リベラル排除を上から目線で強行した小池百合子率いる希望党の退潮は、総選挙直前の予想では当然の下馬評となった。反面、立憲民主党への判官びいきが枝野氏自身の予想を越える手応えとなってきた。
そんなとき、リベラリズムの大家井上達夫の弁舌の歯切れの良さに注目して、『リベラルのことは嫌いでも、リベラリズムのことは嫌いにならないでください』(毎日新聞出版、2015.6.)を読む。
表題に惹かれサブタイトルが「井上達夫の法哲学入門」とあり、論文ではなくインタビューに答えるという形式なので、やさしい入門書のはずだった。
がそれでも、オイラには手ごわい専門書だった。
自民党の保守本流は戦後ながらく鳩山・宮沢など脱軍部という意味でのリベラル派だったが、今は国家主義者の安倍晋三の一強自民党が本流になってしまったと指摘する政治評論家に納得する。
井上達夫氏は、憲法9条削除や徴兵制を提案するというタブーに挑戦していたが、その記述は粗いものだったが、今はそれを論議するべきではない時期だと思う。
また、護憲派の憲法9条信仰を原理主義と批判するのはわかる気もするが、もう少し寄り添った論戦をくまないと誤解される。

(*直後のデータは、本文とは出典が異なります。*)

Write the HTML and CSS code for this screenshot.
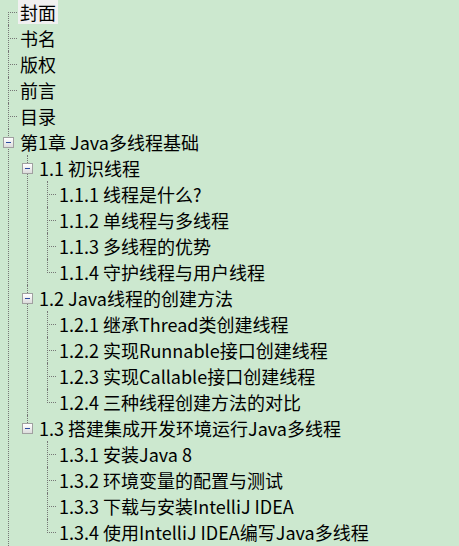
FILE: index.html
```html
<!DOCTYPE html>
<html lang="zh-CN">
<head>
    <meta charset="UTF-8">
    <meta name="viewport" content="width=device-width, initial-scale=1.0">
    <title>目录树</title>
    <link rel="stylesheet" href="styles.css">
</head>
<body>
    <ul class="tree">
        <li><div class="row leaf"><span class="label selected">封面</span></div></li>
        <li><div class="row leaf"><span class="label">书名</span></div></li>
        <li><div class="row leaf"><span class="label">版权</span></div></li>
        <li><div class="row leaf"><span class="label">前言</span></div></li>
        <li><div class="row leaf"><span class="label">目录</span></div></li>
        <li class="more">
            <div class="row"><span class="box"></span><span class="label">第1章 Java多线程基础</span></div>
            <ul class="sub">
                <li>
                    <div class="row"><span class="box"></span><span class="label">1.1 初识线程</span></div>
                    <ul class="sub deep">
                        <li><div class="row leaf"><span class="label">1.1.1 线程是什么?</span></div></li>
                        <li><div class="row leaf"><span class="label">1.1.2 单线程与多线程</span></div></li>
                        <li><div class="row leaf"><span class="label">1.1.3 多线程的优势</span></div></li>
                        <li><div class="row leaf"><span class="label">1.1.4 守护线程与用户线程</span></div></li>
                    </ul>
                </li>
                <li>
                    <div class="row"><span class="box"></span><span class="label">1.2 Java线程的创建方法</span></div>
                    <ul class="sub deep">
                        <li><div class="row leaf"><span class="label">1.2.1 继承Thread类创建线程</span></div></li>
                        <li><div class="row leaf"><span class="label">1.2.2 实现Runnable接口创建线程</span></div></li>
                        <li><div class="row leaf"><span class="label">1.2.3 实现Callable接口创建线程</span></div></li>
                        <li><div class="row leaf"><span class="label">1.2.4 三种线程创建方法的对比</span></div></li>
                    </ul>
                </li>
                <li>
                    <div class="row"><span class="box"></span><span class="label">1.3 搭建集成开发环境运行Java多线程</span></div>
                    <ul class="sub deep">
                        <li><div class="row leaf"><span class="label">1.3.1 安装Java 8</span></div></li>
                        <li><div class="row leaf"><span class="label">1.3.2 环境变量的配置与测试</span></div></li>
                        <li><div class="row leaf"><span class="label">1.3.3 下载与安装IntelliJ IDEA</span></div></li>
                        <li><div class="row leaf"><span class="label">1.3.4 使用IntelliJ IDEA编写Java多线程</span></div></li>
                    </ul>
                </li>
            </ul>
        </li>
    </ul>
</body>
</html>
```

FILE: styles.css
```css
html, body {
    margin: 0;
    padding: 0;
    background: #cce8cf;
}
body {
    height: 546px;
    overflow: hidden;
    font-family: "Microsoft YaHei", "Noto Sans CJK SC", sans-serif;
    font-size: 18px;
    color: #000;
}
.tree, .sub {
    list-style: none;
    margin: 0;
    padding: 0;
}
.tree {
    margin-top: -1px;
}
.sub {
    margin-left: 19px;
}
.sub.deep {
    margin-left: 20px;
}
.tree li {
    position: relative;
}
/* vertical connector */
.tree li::before {
    content: "";
    position: absolute;
    left: 8px;
    top: 0;
    bottom: 0;
    border-left: 1px dotted #767676;
}
.tree > li:first-child::before {
    top: 13px;
}
.tree li:last-child::before {
    bottom: auto;
    height: 14px;
}
/* more chapters follow below the fold */
.tree > li.more::before {
    bottom: -1px;
    height: auto;
}
.row {
    position: relative;
    display: flex;
    align-items: center;
    height: 26px;
    padding-left: 3px;
    z-index: 1;
}
.row.leaf {
    padding-left: 18px;
}
/* horizontal connector */
.row.leaf::before {
    content: "";
    position: absolute;
    left: 8px;
    top: 13px;
    width: 9px;
    border-top: 1px dotted #767676;
}
.box {
    position: relative;
    width: 9px;
    height: 9px;
    margin-right: 4px;
    border: 1px solid #a0a0a0;
    background: linear-gradient(#ffffff, #dcdcdc);
    flex: none;
}
.box::after {
    content: "";
    position: absolute;
    left: 2px;
    top: 4px;
    width: 5px;
    height: 1px;
    background: #2a4da0;
}
.label {
    display: inline-block;
    line-height: 24px;
    height: 24px;
    padding: 0 2px;
    white-space: nowrap;
}
.label.selected {
    background: #f0f0f0;
}
```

井上氏によれば西欧のリベラリズムはイギリス市民革命以来の自負・アイデンティティーがあり、非西洋諸国には関係ないという態度・偏見がみられるという。
また、最近の現状は世界のエリートリベラリストが「頭は左、財布は右」という現状追認の保守化が顕著になってきているという指摘も鋭い。それは日本も例外ではない。
リベラリズムの定義は広すぎてオイラはますます迷宮にさまよってしまったが、リベラルの勢力が強くなっても一筋縄ではいかないことは今後予想される。
それでも嫌いにならないで下さいと井上氏が切望する姿は異端の研究者としての果敢な侍を連想する。